The Class Politics of Donating Your Eggs
Under the “Why I Want to Donate” tab on their profiles, young women profess altruism. In the 500-character box provided, egg donors write optimistic, loving, and imprecise declarations of “how much it means to [them] to help someone else realize their dream of having a family.” Sara Ahmed has called this sort of gesture “happiness work.” This is the job of being happy for the successes of other people, even when such successes come at one’s own expense. Donors do not say, at least not out loud, that they want to donate “because I need the money.” It would be professionally dangerous to do so.
Whew, Moira Donegan has a doozy of an essay over at the New Inquiry, whose issue this month is all about MONEY. In “Over Easy” Donegan talks about the work that goes into egg donation and the taboo of acknowledging the financial incentives for doing it. The reality is that the matching process often brings together wealthy couples (who can afford the procedure, often not covered by insurance) with women who, when ideal candidates, are often the financially struggling, aspirational versions of the recipients.

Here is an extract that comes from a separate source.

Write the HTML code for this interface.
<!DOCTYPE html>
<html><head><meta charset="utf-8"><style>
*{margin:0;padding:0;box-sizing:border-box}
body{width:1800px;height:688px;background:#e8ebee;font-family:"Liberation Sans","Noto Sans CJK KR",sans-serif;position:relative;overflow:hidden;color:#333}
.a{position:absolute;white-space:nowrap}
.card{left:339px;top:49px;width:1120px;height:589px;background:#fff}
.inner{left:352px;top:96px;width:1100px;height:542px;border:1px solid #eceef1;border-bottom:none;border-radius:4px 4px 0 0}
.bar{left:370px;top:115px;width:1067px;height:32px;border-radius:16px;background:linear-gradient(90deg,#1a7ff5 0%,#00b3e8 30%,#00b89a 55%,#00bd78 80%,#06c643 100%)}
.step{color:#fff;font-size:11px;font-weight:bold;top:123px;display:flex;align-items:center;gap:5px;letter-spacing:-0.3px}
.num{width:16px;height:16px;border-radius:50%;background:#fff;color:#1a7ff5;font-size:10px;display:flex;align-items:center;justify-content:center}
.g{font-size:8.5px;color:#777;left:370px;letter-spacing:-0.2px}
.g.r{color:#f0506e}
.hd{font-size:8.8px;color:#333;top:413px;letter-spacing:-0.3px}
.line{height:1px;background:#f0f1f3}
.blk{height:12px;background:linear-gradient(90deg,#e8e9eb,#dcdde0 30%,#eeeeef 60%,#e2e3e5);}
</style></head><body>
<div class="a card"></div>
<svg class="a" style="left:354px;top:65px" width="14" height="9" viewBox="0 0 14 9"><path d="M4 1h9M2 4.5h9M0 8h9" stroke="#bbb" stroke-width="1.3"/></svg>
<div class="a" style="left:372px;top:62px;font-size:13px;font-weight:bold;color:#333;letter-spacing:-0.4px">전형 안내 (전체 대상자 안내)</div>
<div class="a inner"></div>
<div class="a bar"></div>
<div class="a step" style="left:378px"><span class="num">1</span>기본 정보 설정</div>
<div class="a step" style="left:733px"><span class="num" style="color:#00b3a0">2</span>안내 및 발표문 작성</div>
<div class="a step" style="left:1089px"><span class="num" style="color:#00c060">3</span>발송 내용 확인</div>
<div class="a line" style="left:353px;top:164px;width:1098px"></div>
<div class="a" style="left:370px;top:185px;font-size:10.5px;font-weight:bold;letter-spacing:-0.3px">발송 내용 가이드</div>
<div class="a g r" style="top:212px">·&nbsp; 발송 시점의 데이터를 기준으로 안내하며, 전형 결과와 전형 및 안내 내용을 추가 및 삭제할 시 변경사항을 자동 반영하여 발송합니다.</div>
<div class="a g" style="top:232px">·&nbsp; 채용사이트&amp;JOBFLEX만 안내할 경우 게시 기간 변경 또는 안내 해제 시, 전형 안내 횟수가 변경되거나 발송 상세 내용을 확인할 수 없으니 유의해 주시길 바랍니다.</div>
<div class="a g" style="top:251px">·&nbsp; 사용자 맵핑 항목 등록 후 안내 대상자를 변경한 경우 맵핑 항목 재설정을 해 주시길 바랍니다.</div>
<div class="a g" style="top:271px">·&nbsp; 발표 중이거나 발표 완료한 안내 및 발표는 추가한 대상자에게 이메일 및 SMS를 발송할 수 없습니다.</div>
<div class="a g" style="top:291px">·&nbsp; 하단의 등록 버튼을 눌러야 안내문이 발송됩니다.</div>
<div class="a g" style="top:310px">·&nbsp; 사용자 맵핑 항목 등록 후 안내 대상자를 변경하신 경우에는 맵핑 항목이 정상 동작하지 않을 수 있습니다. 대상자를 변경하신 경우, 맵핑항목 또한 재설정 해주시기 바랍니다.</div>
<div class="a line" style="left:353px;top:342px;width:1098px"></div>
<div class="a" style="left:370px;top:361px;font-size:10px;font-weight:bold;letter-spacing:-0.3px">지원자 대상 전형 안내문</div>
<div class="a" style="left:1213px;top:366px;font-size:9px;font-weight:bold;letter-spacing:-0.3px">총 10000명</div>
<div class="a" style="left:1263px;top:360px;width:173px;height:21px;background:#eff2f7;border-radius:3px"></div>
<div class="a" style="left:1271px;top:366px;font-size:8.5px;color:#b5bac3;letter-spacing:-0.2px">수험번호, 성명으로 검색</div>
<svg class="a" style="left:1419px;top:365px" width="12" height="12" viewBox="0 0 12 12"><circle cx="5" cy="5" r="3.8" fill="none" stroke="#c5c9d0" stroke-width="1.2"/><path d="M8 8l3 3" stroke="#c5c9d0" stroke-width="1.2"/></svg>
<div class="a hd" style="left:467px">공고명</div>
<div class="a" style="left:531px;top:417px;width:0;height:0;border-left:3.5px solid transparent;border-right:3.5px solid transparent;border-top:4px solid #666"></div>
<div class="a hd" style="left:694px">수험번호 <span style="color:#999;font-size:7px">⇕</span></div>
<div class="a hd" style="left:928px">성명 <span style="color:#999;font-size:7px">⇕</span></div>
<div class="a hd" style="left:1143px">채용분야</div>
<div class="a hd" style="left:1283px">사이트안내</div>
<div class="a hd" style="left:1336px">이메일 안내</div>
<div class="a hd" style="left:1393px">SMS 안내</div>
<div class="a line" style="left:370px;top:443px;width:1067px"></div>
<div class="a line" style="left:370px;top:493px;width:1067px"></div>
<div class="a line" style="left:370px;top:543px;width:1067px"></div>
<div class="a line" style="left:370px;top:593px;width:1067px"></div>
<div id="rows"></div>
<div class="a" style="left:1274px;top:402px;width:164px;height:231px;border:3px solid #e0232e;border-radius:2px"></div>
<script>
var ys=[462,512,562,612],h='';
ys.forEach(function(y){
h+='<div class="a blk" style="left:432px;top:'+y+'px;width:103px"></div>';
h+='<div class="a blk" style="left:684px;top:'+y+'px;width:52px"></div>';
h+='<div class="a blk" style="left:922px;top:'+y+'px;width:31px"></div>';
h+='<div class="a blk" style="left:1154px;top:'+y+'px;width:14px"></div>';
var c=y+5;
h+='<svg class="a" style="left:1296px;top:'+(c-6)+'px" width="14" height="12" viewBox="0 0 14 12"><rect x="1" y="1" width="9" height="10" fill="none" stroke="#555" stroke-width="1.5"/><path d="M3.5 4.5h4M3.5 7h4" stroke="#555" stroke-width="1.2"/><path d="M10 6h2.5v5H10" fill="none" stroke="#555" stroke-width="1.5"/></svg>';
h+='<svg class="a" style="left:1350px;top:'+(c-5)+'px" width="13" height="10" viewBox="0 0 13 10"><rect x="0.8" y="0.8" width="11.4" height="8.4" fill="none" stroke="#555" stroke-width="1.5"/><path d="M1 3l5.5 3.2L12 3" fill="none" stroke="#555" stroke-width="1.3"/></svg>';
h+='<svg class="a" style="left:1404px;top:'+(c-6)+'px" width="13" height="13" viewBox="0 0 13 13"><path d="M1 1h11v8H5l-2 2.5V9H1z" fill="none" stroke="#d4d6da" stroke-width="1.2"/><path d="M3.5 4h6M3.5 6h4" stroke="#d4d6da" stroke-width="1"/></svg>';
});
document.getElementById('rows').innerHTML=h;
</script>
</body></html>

It is not hard to understand that having a degree is no longer any guarantee of a livable income, and that for many it has instead provided a debt obligation that precludes much material comfort. What’s more confounding is the way that the student debt burdens that lead many women to egg donation are the result of the same elite educations that make their eggs desirable, and the way that many egg donors, in their aspirations and experiences, so closely resemble the people who are purchasing their services.